Dal canto suo l’Italia può contare su una forza composta da quasi 740 mila imprese agricole che insieme a 70 mila industrie alimentari, oltre 330 mila realtà della ristorazione e 230 mila punti vendita al dettaglio generano 538 miliardi di valore lungo la filiera e garantiscono 3,6 milioni di posti di lavoro. «L’Italia conta su un tesoro da primato mondiale ma per difendere la sovranità alimentare e ridurre la dipendenza dall’estero deve considerare il settore agroalimentare come vera e propria risorsa strategica al pari di telecomunicazioni ed energia» – ha dichiarato il presidente della Coldiretti Ettore Prandini. – «È necessario tagliare la burocrazia che frena le imprese e investire su progetti di ampio respiro in grado di mettere le ali al Paese fuori dall’emergenza Covid».
«Con lo scopo di contribuire alla ripartenza dell’Italia dopo l’emergenza Covid, Coldiretti ha presentato diversi progetti sull’agroalimentare Made in Italy in grado di creare un milione di posti di lavoro green entro i prossimi 10 anni.

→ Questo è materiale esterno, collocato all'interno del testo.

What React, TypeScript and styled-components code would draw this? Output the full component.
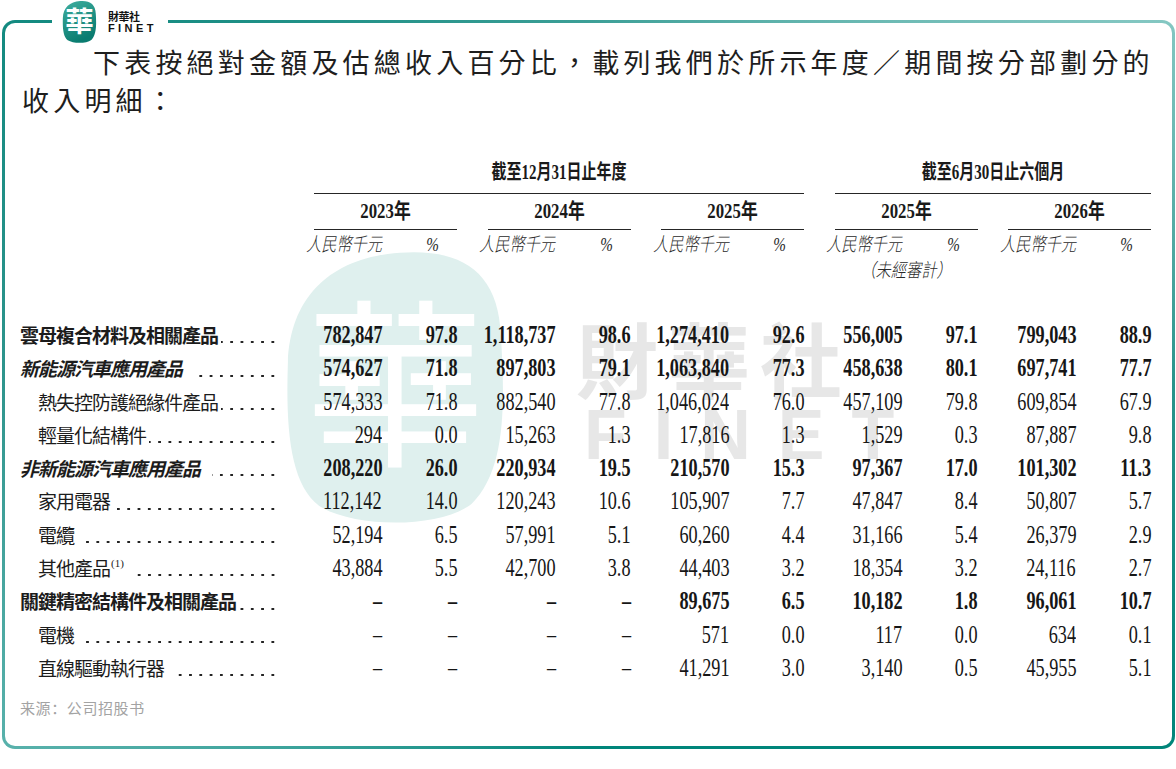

Digitalizzazione delle campagne, innovazione tecnologica, foreste urbane per mitigare l’inquinamento e smog in città, invasi nelle aree interne per risparmiare l’acqua, chimica verde e bioenergie per contrastare i cambiamenti climatici ed interventi specifici nei settori deficitari ed in difficoltà dai cereali all’allevamento fino all’olio di oliva sono alcuni dei progetti strategici cantierabili elaborati dalla Coldiretti per la crescita sostenibile del Paese» – ricorda Prandini. – «Il Recovery plan può e deve rappresentare un’opportunità per tutti i comparti chiave del Made in Italy agroalimentare per la crescita duratura sostenibile del Paese».
L’agricoltura 4.0 ha generato in Italia un fatturato intorno ai 540 milioni di euro nel 2020, con una crescita di circa il 20% rispetto all’anno precedente. Secondo Coldiretti, rappresenta il futuro dei campi con lo sviluppo di applicazioni sempre più adatte alle produzioni nazionali su diversi fronti: dall’ottimizzazione produttiva e qualitativa alla riduzione dei costi aziendali, dalla minimizzazione degli impatti ambientali con sementi, fertilizzanti, agrofarmaci fino al taglio dell’uso di acqua e del consumo di carburanti.
L’associazione però ricorda che, per cogliere le innovazioni tecnologiche offerte dall’agricoltura 4.0, occorre colmare i ritardi nell’espansione della banda larga nelle zone interne e montane: solo il 76% delle famiglie italiane dispone di un accesso internet e appena il 75 % ha una connessione a banda larga, la situazione peggiora notevolmente nelle aree rurali con appena il 68% dei cittadini che dispone di connessione a banda larga nei comuni con meno di duemila abitanti. Proprio per superare il digital divide tra città e campagne portando la banda ultralarga nelle aziende e sostenere la ripresa economica del Paese, Coldiretti, TIM e Bonifiche Ferraresi hanno firmato un accordo per accompagnare la transizione economica e digitale dell’agroalimentare Made in Italy.